If anyone has read this far down and is interested, the reason for doing this is basically that my website making skills are really limited so I wanted a way to make a nicer, more functional site than I had previously. I designed the old version of the site just writing in raw xhtml, and it was fine, but web publishing has moved on. Only the blog part of the old version worked well on mobiles, and that was adaptive - this whole site has a responsive design, which is the way forward. Try resizing your browser window and you'll see all the elements of the site are retained, just repositioned to suit the adjusted size of the screen. So it works well on all sizes of mobile devices without losing anything - adaptive design means you have a separate mobile version, often with some content stripped away. Anyway, overall I think the whole site feels fresher. I like the fact that the shift in focus of the blog is reflected in a shift in the way the whole site works too.

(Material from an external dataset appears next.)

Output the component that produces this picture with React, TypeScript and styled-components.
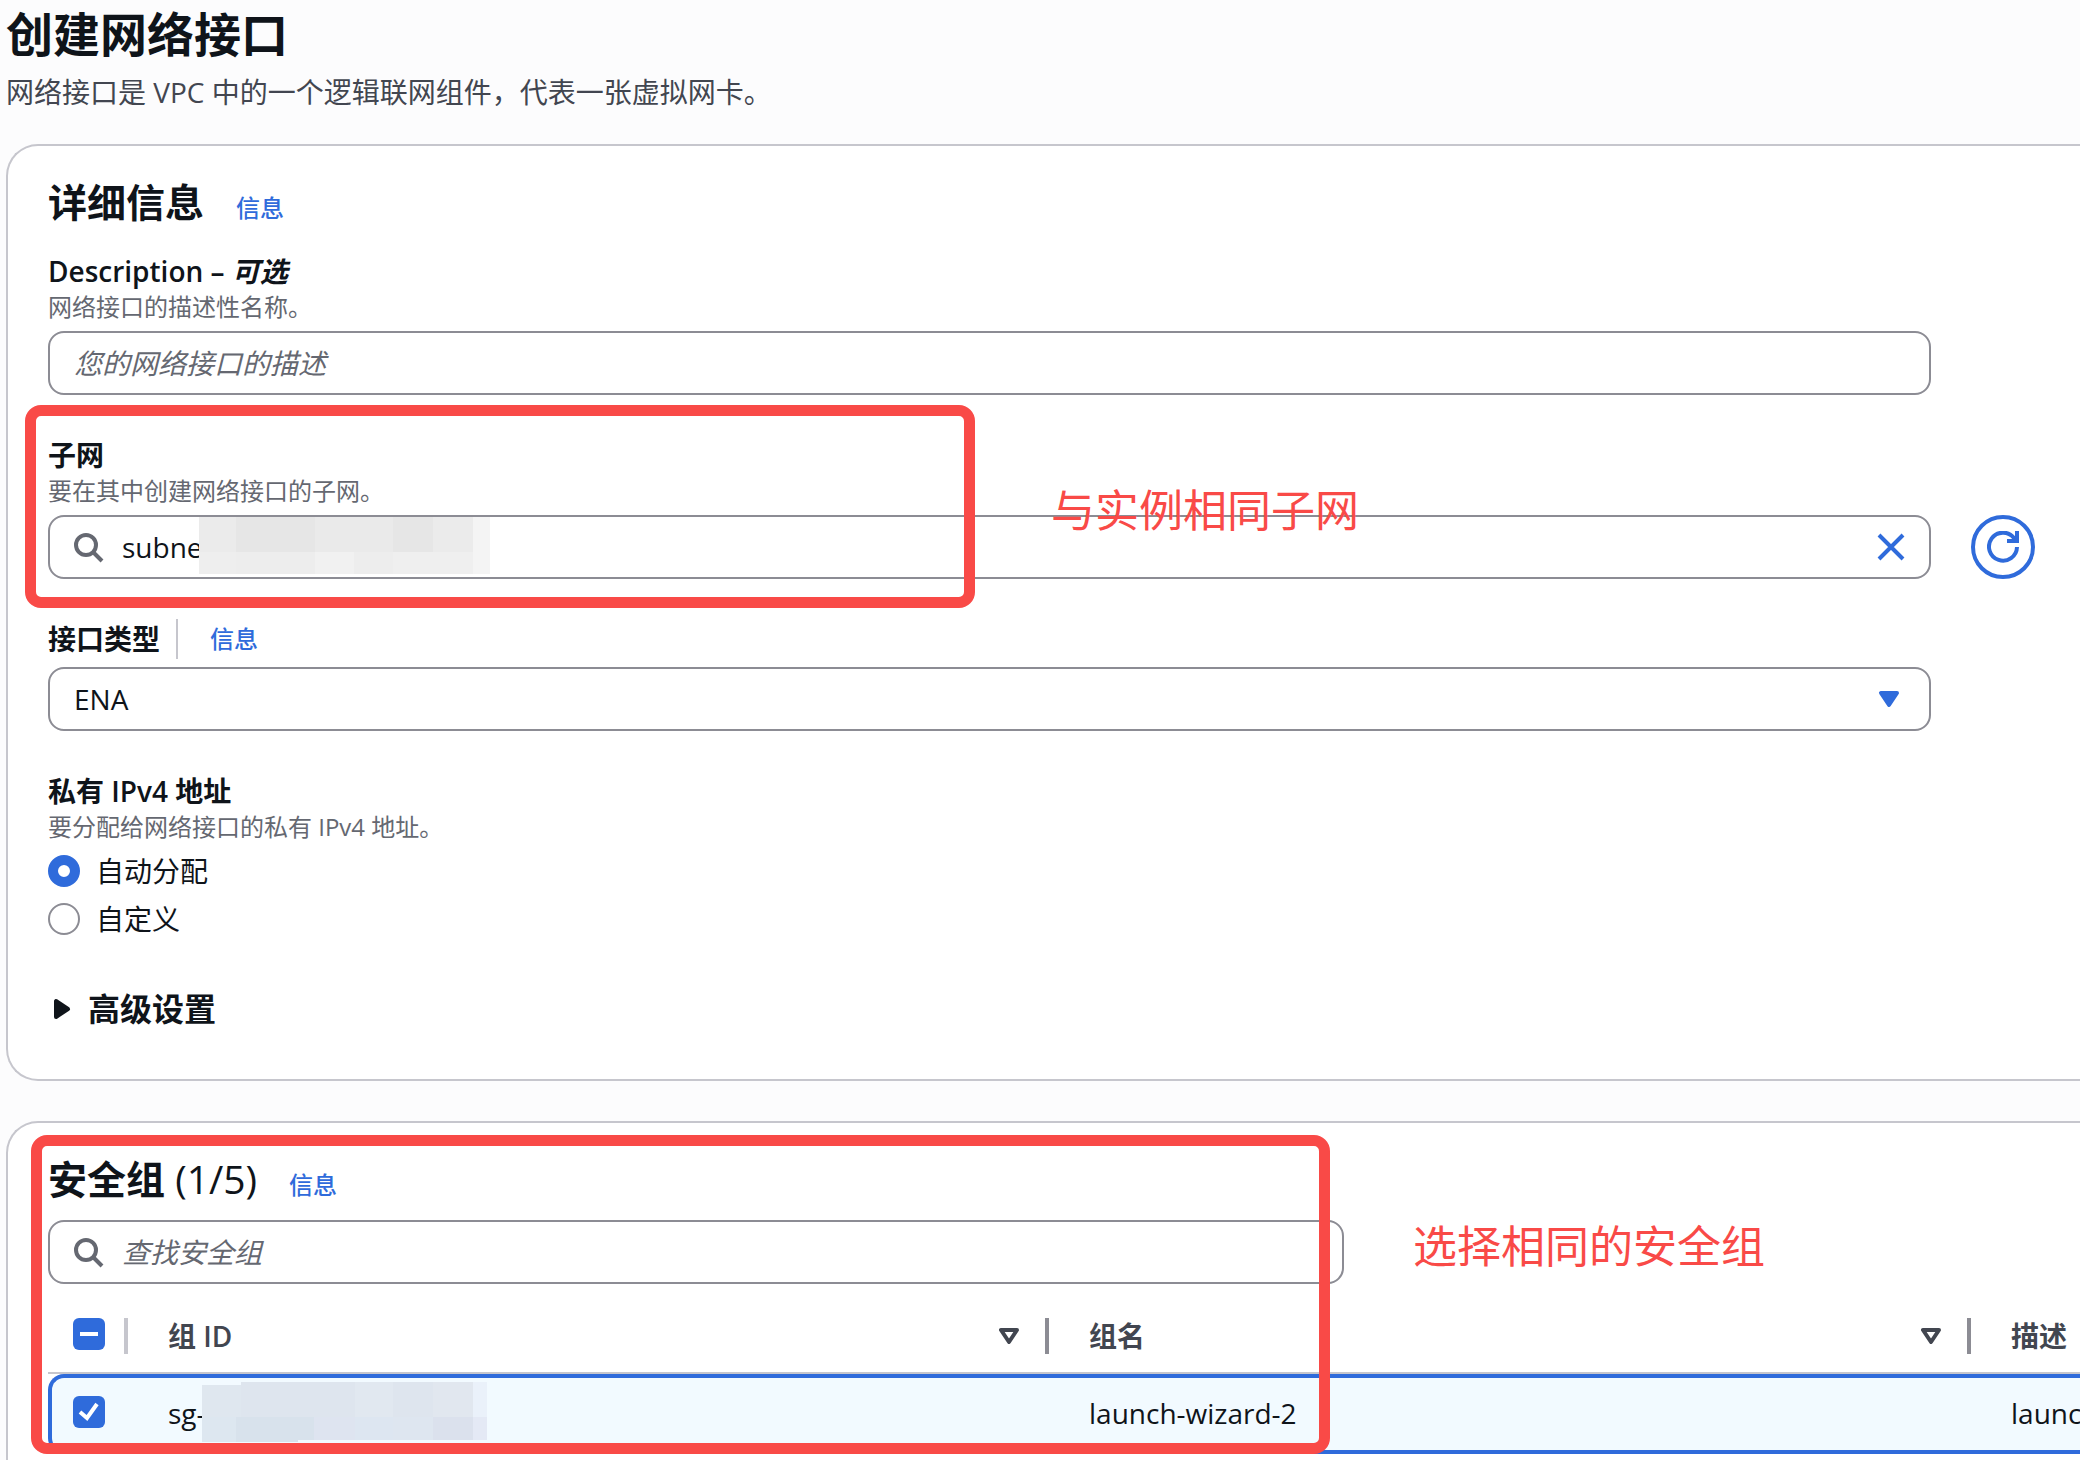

I loved my old wordpress.org blog but there were so many plugins that constantly needed updating, or which no longer worked, and I paid for hosting costs based on the bandwidth I guessed I'd need, which always stressed me out (previously having had to upgrade when the site went down due to the bandwidth of my old package having been exceeded!) - so I've swapped something which needed a bit of upkeep to something with one package that covers everything in a fairly easy to manage way. I've found squarespace to be very helpful with good support etc, so I'm pleased with it all so far.

The only thing I don't know about carrying over is the blog subscriptions. This is the first post under the new system - I really, really hope I've made it so the old thewikiman blog feed still produces posts, as there are between 1500 and 2000 subscribers to the feed - I know that these days that doesn't mean all those people are actually reading the posts, of course! But I'd prefer to keep them as subscribers than have to start afresh. So if you're reading this in a feedreader then can you let me know via a tweet or something?

And if you're reading this in a reader then woohoo, it worked!